Ambiguity in legal entity definitions: Legal entity types are not always unambiguous. The same passage may contain both a party name and a notice address; an amount may be both a cap and a floor depending on the triggering condition. Legal NER models must make classification decisions about ambiguous text, and those decisions will sometimes be wrong.

Long-range dependency failures: Legal contracts routinely require understanding text that spans the entire document to correctly classify an entity. An NER model that processes text sequentially may correctly identify "the cap" as a monetary entity but fail to resolve it to the specific dollar amount defined 40 pages earlier. Long-range dependency resolution remains technically challenging.
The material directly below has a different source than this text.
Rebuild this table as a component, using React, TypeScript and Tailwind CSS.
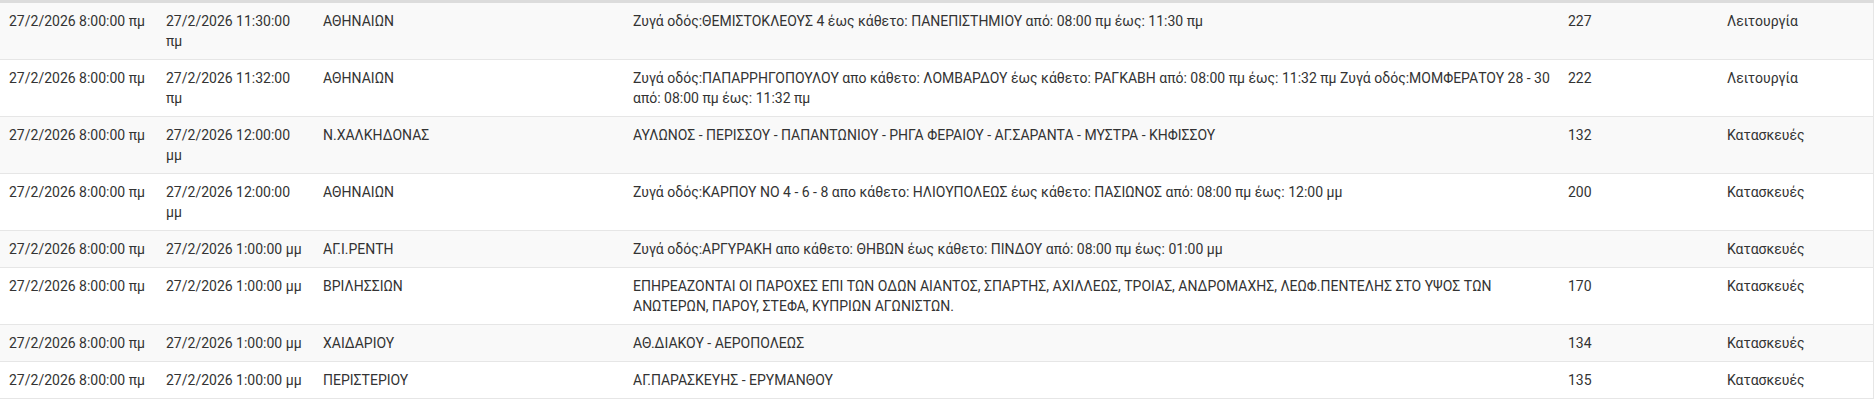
const rows = [
  {
    from: "27/2/2026 8:00:00 πμ",
    to: "27/2/2026 11:30:00 πμ",
    area: "ΑΘΗΝΑΙΩΝ",
    desc: "Ζυγά οδός:ΘΕΜΙΣΤΟΚΛΕΟΥΣ 4 έως κάθετο: ΠΑΝΕΠΙΣΤΗΜΙΟΥ από: 08:00 πμ έως: 11:30 πμ",
    num: "227",
    type: "Λειτουργία",
  },
  {
    from: "27/2/2026 8:00:00 πμ",
    to: "27/2/2026 11:32:00 πμ",
    area: "ΑΘΗΝΑΙΩΝ",
    desc: "Ζυγά οδός:ΠΑΠΑΡΡΗΓΟΠΟΥΛΟΥ απο κάθετο: ΛΟΜΒΑΡΔΟΥ έως κάθετο: ΡΑΓΚΑΒΗ από: 08:00 πμ έως: 11:32 πμ Ζυγά οδός:ΜΟΜΦΕΡΑΤΟΥ 28 - 30 από: 08:00 πμ έως: 11:32 πμ",
    num: "222",
    type: "Λειτουργία",
  },
  {
    from: "27/2/2026 8:00:00 πμ",
    to: "27/2/2026 12:00:00 μμ",
    area: "Ν.ΧΑΛΚΗΔΟΝΑΣ",
    desc: "ΑΥΛΩΝΟΣ - ΠΕΡΙΣΣΟΥ - ΠΑΠΑΝΤΩΝΙΟΥ - ΡΗΓΑ ΦΕΡΑΙΟΥ - ΑΓ.ΣΑΡΑΝΤΑ - ΜΥΣΤΡΑ - ΚΗΦΙΣΣΟΥ",
    num: "132",
    type: "Κατασκευές",
  },
  {
    from: "27/2/2026 8:00:00 πμ",
    to: "27/2/2026 12:00:00 μμ",
    area: "ΑΘΗΝΑΙΩΝ",
    desc: "Ζυγά οδός:ΚΑΡΠΟΥ ΝΟ 4 - 6 - 8 απο κάθετο: ΗΛΙΟΥΠΟΛΕΩΣ έως κάθετο: ΠΑΣΙΩΝΟΣ από: 08:00 πμ έως: 12:00 μμ",
    num: "200",
    type: "Κατασκευές",
  },
  {
    from: "27/2/2026 8:00:00 πμ",
    to: "27/2/2026 1:00:00 μμ",
    area: "ΑΓ.Ι.ΡΕΝΤΗ",
    desc: "Ζυγά οδός:ΑΡΓΥΡΑΚΗ απο κάθετο: ΘΗΒΩΝ έως κάθετο: ΠΙΝΔΟΥ από: 08:00 πμ έως: 01:00 μμ",
    num: "",
    type: "Κατασκευές",
  },
  {
    from: "27/2/2026 8:00:00 πμ",
    to: "27/2/2026 1:00:00 μμ",
    area: "ΒΡΙΛΗΣΣΙΩΝ",
    desc: "ΕΠΗΡΕΑΖΟΝΤΑΙ ΟΙ ΠΑΡΟΧΕΣ ΕΠΙ ΤΩΝ ΟΔΩΝ ΑΙΑΝΤΟΣ, ΣΠΑΡΤΗΣ, ΑΧΙΛΛΕΩΣ, ΤΡΟΙΑΣ, ΑΝΔΡΟΜΑΧΗΣ, ΛΕΩΦ.ΠΕΝΤΕΛΗΣ ΣΤΟ ΥΨΟΣ ΤΩΝ ΑΝΩΤΕΡΩΝ, ΠΑΡΟΥ, ΣΤΕΦΑ, ΚΥΠΡΙΩΝ ΑΓΩΝΙΣΤΩΝ.",
    num: "170",
    type: "Κατασκευές",
  },
  {
    from: "27/2/2026 8:00:00 πμ",
    to: "27/2/2026 1:00:00 μμ",
    area: "ΧΑΙΔΑΡΙΟΥ",
    desc: "ΑΘ.ΔΙΑΚΟΥ - ΑΕΡΟΠΟΛΕΩΣ",
    num: "134",
    type: "Κατασκευές",
  },
  {
    from: "27/2/2026 8:00:00 πμ",
    to: "27/2/2026 1:00:00 μμ",
    area: "ΠΕΡΙΣΤΕΡΙΟΥ",
    desc: "ΑΓ.ΠΑΡΑΣΚΕΥΗΣ - ΕΡΥΜΑΝΘΟΥ",
    num: "135",
    type: "Κατασκευές",
  },
];

export default function App() {
  return (
    <div className="w-[1875px] bg-white font-['Roboto',sans-serif] text-[14px] leading-5 text-[#333]">
      <table className="w-[1874px] table-fixed border-collapse border-t-[3px] border-r border-t-[#dcdcdc] border-r-[#e6e6e6]">
        <colgroup>
          <col className="w-[158px]" />
          <col className="w-[157px]" />
          <col className="w-[310px]" />
          <col className="w-[935px]" />
          <col className="w-[159px]" />
          <col />
        </colgroup>
        <tbody>
          {rows.map((r, i) => (
            <tr key={i} className={`border-b border-[#e6e6e6] align-top ${i % 2 === 0 ? "bg-[#f9f9f9]" : "bg-white"}`}>
              <td className="p-2 pl-[9px]">{r.from}</td>
              <td className="p-2">{r.to}</td>
              <td className="p-2">{r.area}</td>
              <td className="p-2">{r.desc}</td>
              <td className="p-2">{r.num}</td>
              <td className="p-2">{r.type}</td>
            </tr>
          ))}
        </tbody>
      </table>
    </div>
  );
}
Novel document types and templates: NER models trained on standard US commercial contracts will perform less reliably on unusual document types — traditional law firm retainer agreements, custom-drafted international arbitration agreements, or highly bespoke one-off transaction documents. Performance on documents significantly different from the training distribution should be independently verified.

Scanned document OCR dependency: NER operates on text. In scanned documents, NER quality is bounded by OCR quality. A misread character in a dollar amount or date creates a cascade of errors: the OCR error produces incorrect text, the NER model extracts an incorrect entity value, and the downstream contract database is populated with wrong data — all without any visible error signal.